* _WORK INSTRUCTIONS_
Please transcribe the data below exactly. Leave the pictures out.

* _PROVIDED MATERIAL_
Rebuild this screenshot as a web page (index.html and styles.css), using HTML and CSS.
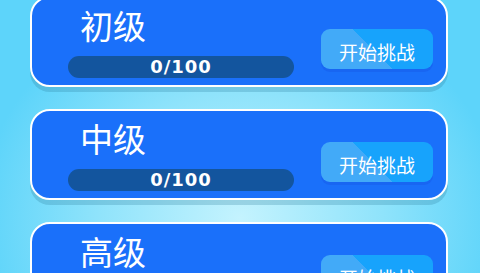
FILE: index.html
```html
<!DOCTYPE html>
<html lang="zh">
<head>
<meta charset="utf-8">
<link rel="stylesheet" href="styles.css">
</head>
<body>
<div class="list">
  <div class="card">
    <div class="info">
      <div class="title">初级</div>
      <div class="bar"><span>0/100</span></div>
    </div>
    <div class="btn">开始挑战</div>
  </div>
  <div class="card">
    <div class="info">
      <div class="title">中级</div>
      <div class="bar"><span>0/100</span></div>
    </div>
    <div class="btn">开始挑战</div>
  </div>
  <div class="card">
    <div class="info">
      <div class="title">高级</div>
      <div class="bar"><span>0/100</span></div>
    </div>
    <div class="btn">开始挑战</div>
  </div>
</div>
</body>
</html>
```
FILE: styles.css
```css
html, body {
  margin: 0;
  padding: 0;
  width: 480px;
  height: 273px;
  overflow: hidden;
}
body {
  background: radial-gradient(ellipse 260px 230px at 50% 80%, #c4f3fe 0%, #8fe3fb 55%, #5dd4fa 100%);
  font-family: "Noto Sans CJK SC", "Noto Sans", sans-serif;
}
.list {
  display: flex;
  flex-direction: column;
  gap: 22px;
  margin-top: -4px;
  padding-left: 30px;
}
.card {
  box-sizing: border-box;
  width: 418px;
  height: 91px;
  border: 2px solid #ffffff;
  border-radius: 20px;
  background: #1a70fa;
  box-shadow: 0 5px 0 rgba(40, 120, 150, 0.25);
  display: flex;
  justify-content: space-between;
  align-items: flex-start;
}
.info {
  padding-left: 36px;
  display: flex;
  flex-direction: column;
}
.title {
  margin-top: 11px;
  margin-left: 12px;
  font-size: 33px;
  line-height: 32px;
  color: #ffffff;
}
.bar {
  margin-top: 15px;
  width: 226px;
  height: 22px;
  border-radius: 11px;
  background: #13559e;
  display: flex;
  align-items: center;
  justify-content: center;
}
.bar span {
  font-family: "DejaVu Sans", sans-serif;
  font-weight: bold;
  font-size: 18px;
  letter-spacing: 1px;
  line-height: 22px;
  color: #ffffff;
}
.btn {
  margin-top: 31px;
  margin-right: 13px;
  width: 112px;
  height: 40px;
  border-radius: 9px;
  background: linear-gradient(45deg, #42aaf8 0%, #42aaf8 47%, #17a3fc 47%, #17a3fc 100%);
  box-shadow: 0 3px 0 #1866f2;
  color: #ffffff;
  font-size: 19px;
  line-height: 40px;
  padding-top: 3px;
  box-sizing: border-box;
  text-align: center;
}
```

* _OUTPUT FOR THIS EXERCISE_
Rebuild this screenshot as a web page (index.html and styles.css), using HTML and CSS.
FILE: index.html
```html
<!DOCTYPE html>
<html lang="zh">
<head>
<meta charset="utf-8">
<link rel="stylesheet" href="styles.css">
</head>
<body>
<div class="list">
  <div class="card">
    <div class="info">
      <div class="title">初级</div>
      <div class="bar"><span>0/100</span></div>
    </div>
    <div class="btn">开始挑战</div>
  </div>
  <div class="card">
    <div class="info">
      <div class="title">中级</div>
      <div class="bar"><span>0/100</span></div>
    </div>
    <div class="btn">开始挑战</div>
  </div>
  <div class="card">
    <div class="info">
      <div class="title">高级</div>
      <div class="bar"><span>0/100</span></div>
    </div>
    <div class="btn">开始挑战</div>
  </div>
</div>
</body>
</html>
```
FILE: styles.css
```css
html, body {
  margin: 0;
  padding: 0;
  width: 480px;
  height: 273px;
  overflow: hidden;
}
body {
  background: radial-gradient(ellipse 260px 230px at 50% 80%, #c4f3fe 0%, #8fe3fb 55%, #5dd4fa 100%);
  font-family: "Noto Sans CJK SC", "Noto Sans", sans-serif;
}
.list {
  display: flex;
  flex-direction: column;
  gap: 22px;
  margin-top: -4px;
  padding-left: 30px;
}
.card {
  box-sizing: border-box;
  width: 418px;
  height: 91px;
  border: 2px solid #ffffff;
  border-radius: 20px;
  background: #1a70fa;
  box-shadow: 0 5px 0 rgba(40, 120, 150, 0.25);
  display: flex;
  justify-content: space-between;
  align-items: flex-start;
}
.info {
  padding-left: 36px;
  display: flex;
  flex-direction: column;
}
.title {
  margin-top: 11px;
  margin-left: 12px;
  font-size: 33px;
  line-height: 32px;
  color: #ffffff;
}
.bar {
  margin-top: 15px;
  width: 226px;
  height: 22px;
  border-radius: 11px;
  background: #13559e;
  display: flex;
  align-items: center;
  justify-content: center;
}
.bar span {
  font-family: "DejaVu Sans", sans-serif;
  font-weight: bold;
  font-size: 18px;
  letter-spacing: 1px;
  line-height: 22px;
  color: #ffffff;
}
.btn {
  margin-top: 31px;
  margin-right: 13px;
  width: 112px;
  height: 40px;
  border-radius: 9px;
  background: linear-gradient(45deg, #42aaf8 0%, #42aaf8 47%, #17a3fc 47%, #17a3fc 100%);
  box-shadow: 0 3px 0 #1866f2;
  color: #ffffff;
  font-size: 19px;
  line-height: 40px;
  padding-top: 3px;
  box-sizing: border-box;
  text-align: center;
}
```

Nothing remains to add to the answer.